Just as she pulled on a big, ripe orange, something swept her legs from under her and sent her tumbling to the ground.

"It's amazing how quick life can become a whole new ball game," Simmons says.

- - -

The media attention was a constant source of irritation. Simmons' mother called a local TV station to complain about Leno's insensitivity, but the attention continued for days.

"They really wouldn't leave it alone until that guy ate a man's face in Miami. Then it just disappeared," Egan said.

People assumed that their relationship couldn't survive such a colossal mistake.

Yet it did.

"I don't think you can go through something like this and not get closer, if you really love somebody," Simmons says. "We don't have any issues between us."

Simmons never blamed Egan for the accident. "Not even for one second."

"Take responsibility for your part of what happened," she says. "Whatever it is, don't blame the other person because a lot of things go into an accident or problem. It's not just one factor."

Egan couldn't sleep the week after the accident.

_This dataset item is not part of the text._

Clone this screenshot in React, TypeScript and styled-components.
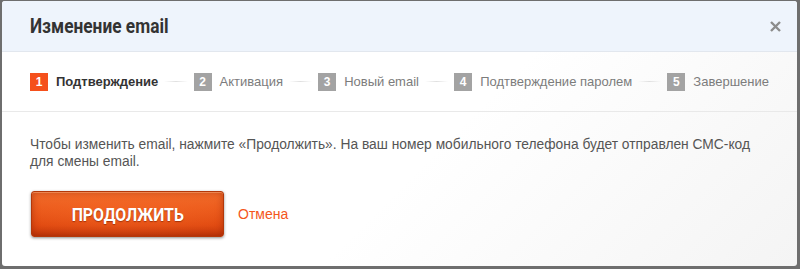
import React from "react";
import styled, { createGlobalStyle } from "styled-components";

const GlobalStyle = createGlobalStyle`
  html, body {
    margin: 0;
    padding: 0;
    background: #6e6e6e;
  }
  body {
    font-family: "Liberation Sans", Arial, sans-serif;
  }
`;

const Backdrop = styled.div`
  width: 800px;
  height: 269px;
  padding: 1px 3px 0 2px;
  box-sizing: border-box;
`;

const Modal = styled.div`
  height: 265px;
  border-radius: 3px;
  overflow: hidden;
  background: linear-gradient(135deg, #ffffff 55%, #f4f4f4 100%);
  display: flex;
  flex-direction: column;
`;

const Header = styled.div`
  height: 50px;
  flex-shrink: 0;
  background: #eef4fc;
  border-bottom: 1px solid #e2e7ee;
  display: flex;
  align-items: center;
  justify-content: space-between;
  padding: 0 15px 0 28px;
`;

const Title = styled.h2`
  margin: 0;
  font-family: Roboto, "Liberation Sans", Arial, sans-serif;
  font-weight: 700;
  font-size: 20px;
  color: #333;
  transform: scaleX(0.865);
  transform-origin: left center;
`;

const Close = styled.button`
  border: 0;
  background: none;
  padding: 0;
  width: 14px;
  height: 14px;
  display: flex;
  align-items: center;
  justify-content: center;
  cursor: pointer;
`;

const Steps = styled.div`
  height: 59px;
  flex-shrink: 0;
  border-bottom: 1px solid #e9e9e9;
  display: flex;
  align-items: center;
  padding: 0 28px 0 28px;
`;

const Step = styled.div`
  display: flex;
  align-items: center;
  gap: 8px;
  flex-shrink: 0;
`;

const Badge = styled.span<{ $active?: boolean }>`
  width: 18px;
  height: 18px;
  display: inline-flex;
  align-items: center;
  justify-content: center;
  background: ${(p) => (p.$active ? "#f5501c" : "#a3a3a3")};
  color: #fff;
  font-size: 12px;
  font-weight: 700;
`;

const StepLabel = styled.span<{ $active?: boolean }>`
  font-size: 13px;
  color: ${(p) => (p.$active ? "#333" : "#7c7c7c")};
  font-weight: ${(p) => (p.$active ? 700 : 400)};
`;

const Connector = styled.span`
  flex: 1;
  height: 1px;
  margin: 0 6px;
  background: linear-gradient(to right, rgba(225, 225, 225, 0), #e0e0e0 50%, rgba(225, 225, 225, 0));
`;

const Body = styled.div`
  padding: 24px 28px 0 28px;
`;

const Text = styled.p`
  margin: 0;
  font-size: 13.8px;
  line-height: 17px;
  color: #555;
`;

const Actions = styled.div`
  display: flex;
  align-items: center;
  gap: 14px;
  margin-top: 21px;
  padding-left: 1px;
`;

const PrimaryButton = styled.button`
  width: 193px;
  height: 46px;
  border: 1px solid #b3380a;
  border-radius: 3px;
  background:
    radial-gradient(ellipse 75% 70% at 50% 45%, rgba(250, 110, 40, 0.5), rgba(250, 110, 40, 0) 100%),
    linear-gradient(to bottom, #f06c2c 0%, #ea5a1c 35%, #de470f 75%, #c0360a 100%);
  box-shadow: 0 1px 3px rgba(0, 0, 0, 0.45), inset 0 1px 0 rgba(255, 180, 130, 0.5),
    inset 0 0 7px rgba(140, 30, 0, 0.5);
  color: #fff;
  font-family: Roboto, "Liberation Sans", Arial, sans-serif;
  font-weight: 700;
  font-size: 18px;
  text-shadow: 0 1px 1px rgba(120, 30, 0, 0.6);
  cursor: pointer;
  display: flex;
  align-items: center;
  justify-content: center;
`;

const ButtonLabel = styled.span`
  display: inline-block;
  transform: scaleX(0.88);
`;

const CancelLink = styled.a`
  font-size: 14px;
  color: #f4561c;
  text-decoration: none;
  cursor: pointer;
`;

const steps = [
  "Подтверждение",
  "Активация",
  "Новый email",
  "Подтверждение паролем",
  "Завершение",
];

export default function App() {
  return (
    <>
      <GlobalStyle />
      <Backdrop>
        <Modal>
          <Header>
            <Title>Изменение email</Title>
            <Close aria-label="Закрыть">
              <svg width="11" height="11" viewBox="0 0 11 11">
                <path d="M1 1L10 10M10 1L1 10" stroke="#8c8c8c" strokeWidth="2.4" />
              </svg>
            </Close>
          </Header>
          <Steps>
            {steps.map((s, i) => (
              <React.Fragment key={s}>
                {i > 0 && <Connector />}
                <Step>
                  <Badge $active={i === 0}>{i + 1}</Badge>
                  <StepLabel $active={i === 0}>{s}</StepLabel>
                </Step>
              </React.Fragment>
            ))}
          </Steps>
          <Body>
            <Text>
              Чтобы изменить email, нажмите «Продолжить». На ваш номер мобильного телефона будет
              отправлен СМС-код для смены email.
            </Text>
            <Actions>
              <PrimaryButton>
                <ButtonLabel>ПРОДОЛЖИТЬ</ButtonLabel>
              </PrimaryButton>
              <CancelLink>Отмена</CancelLink>
            </Actions>
          </Body>
        </Modal>
      </Backdrop>
    </>
  );
}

Eventually he sought counseling for post-traumatic stress.

"Every time I see you limp ... ," Egan begins to tell her, and tears up. "It's with me all the time."

"It's okay, honey. At least I'm here to be seen," she says, taking his hand.

In the past year, Simmons has moved from bed, to scooter, to cane, to no cane at all. She is on long-term disability from her job, but she refuses to apply for Social Security benefits. She cannot stay on her feet long enough to return to work as a nurse, so she is working toward a degree to become a nursing teacher.

"By the time they process the Social Security paperwork, I'll be back to work as a teacher," she says with a hint of pride.

One day soon, probably in June, Simmons will limp over to a chair, gently sit down to take the weight off the rod in her leg and claim her prize for last year's long, hard fight in the woods. Someone will place a granddaughter, her first grandchild, in her arms.

"At least I'm still alive," Simmons says. "I still have both legs and I've got a really good story to tell her some day."